On the braying of the shills in the times etc, i’ve always felt that their increasing shrillness was a sign of their weakness and that they sense the coming ‘backlash’ as well. However rather than being conciliatory in the hope of alleviating it just pushes them to be more reactionary. A case of path dependence perhaps?
Aren’t such ‘no true scotman’ tropes the standard libertarian fall back argument when one pointing out the disparity between ‘actually existing capitalism’ and their market theology?. I would say so from my experience.
I always derived a dark sense of amusement of the parallel between it and the ‘USSR was not real communism’ line. An argument that I guess wouldn’t get much mileage with libertarians.
The ‘no true scotsman’ was invented by a libertarian (Anthony Flew) to attack the ‘USSR is not real communism’ bit. There is no lack of irony that it has become a standard line for many libertarians.
Ha ha beautiful.
On the rare occasions when organisations like ESRI or OECD come out with reports that don’t perpetuate the neoliberal narrative, it’s noticeable that attention is drawn to their alleged public sector bias.
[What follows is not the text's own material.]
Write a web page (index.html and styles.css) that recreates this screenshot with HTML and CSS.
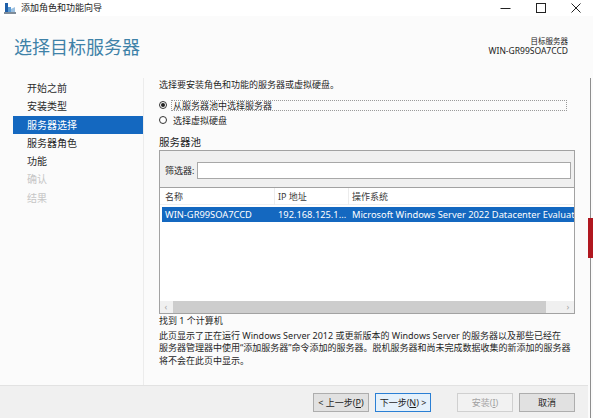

Coleman in particular is a past master of this.
I’m less bothered by the one-true-Scotsman people than I am by the people who, having said around 2007 that everything was going swimmingly because the structure of the economy was fundamentally healthy and sound, have been saying more recently that the economy is so fundamentally dysfunctional and uncompetitive that it requires years of cuts and recession to put right.
Which is lots of very influential people, obviously. My view is that if they were so very wrong about something they are now saying was so very obvious, then they really need to shut up. Curiously, they don’t.